How does changing the surface roughness of a penstock influence the overall efficiency and power output of a hydroelectric plant?

The surface roughness of a penstock, which is the large pipe that carries water to the turbine, directly impacts the overall efficiency and power output of a hydroelectric plant by affecting the frictional head loss. A rougher penstock surface increases the friction between the water and the pipe wall, leading to greater head loss. Head loss is the reduction in the total head (energy) of the water as it flows through the penstock due to friction. Increased head loss reduces the amount of energy available to the turbine, thereby reducing the power output of the plant. The relationship between head loss and surface roughness is described by the Darcy-Weisbach equation or similar empirical formulas. A smoother penstock surface reduces friction and head loss, allowing more water to reach the turbine with higher energy.
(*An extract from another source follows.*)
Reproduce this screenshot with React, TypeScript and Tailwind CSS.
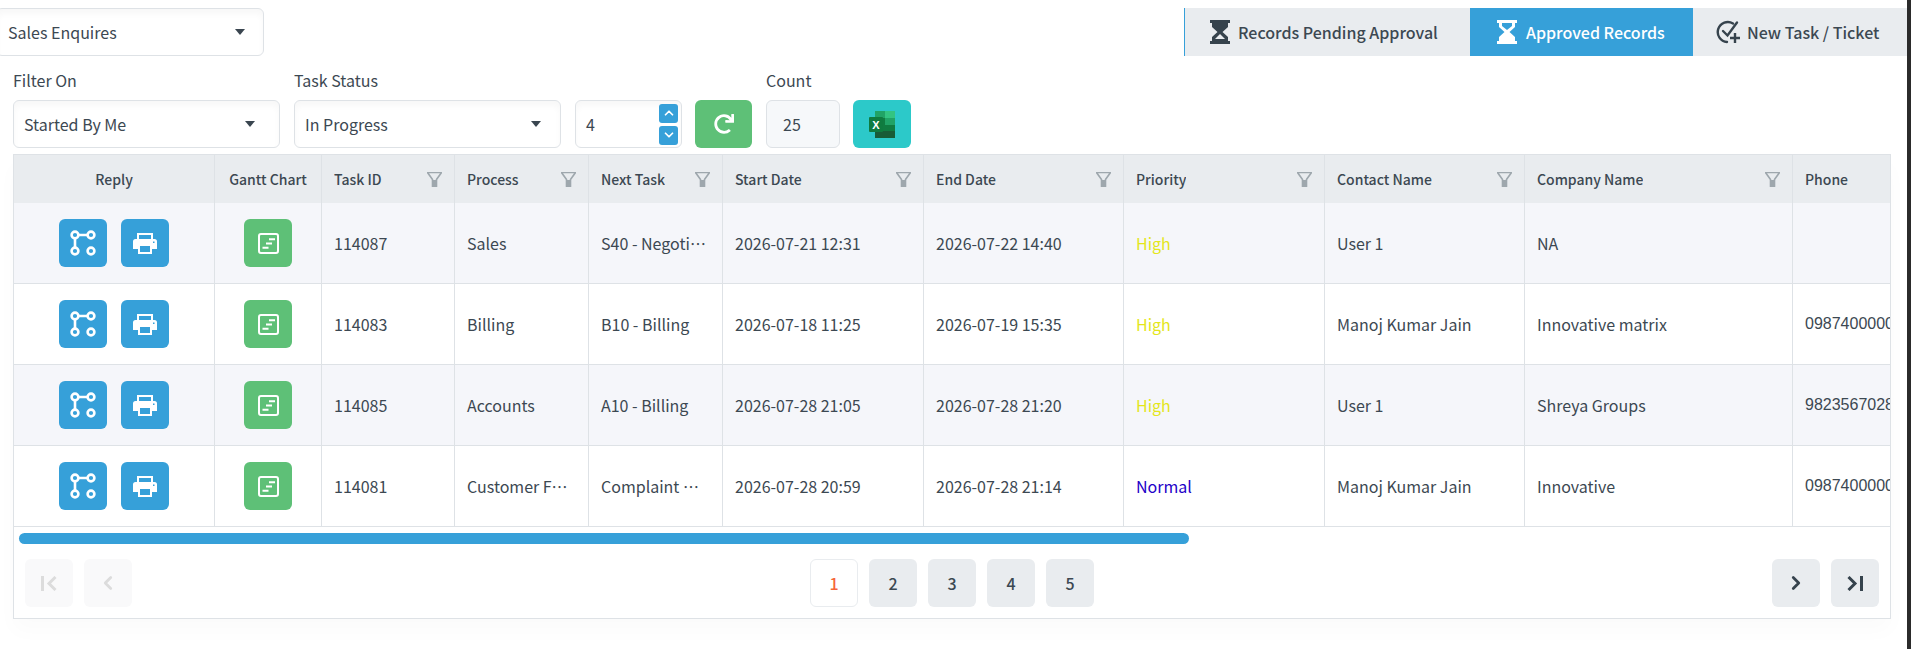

This results in increased turbine efficiency and higher power output. For example, replacing a corroded steel penstock with a new, smooth steel penstock or applying a specialized coating to reduce roughness can significantly improve the plant's performance. The impact of surface roughness is more pronounced in long penstocks with high flow velocities, as the frictional losses are proportional to the length of the penstock and the square of the velocity. Regular inspections and maintenance, including cleaning and coating, are essential to minimize penstock roughness and maximize the plant's efficiency and power generation.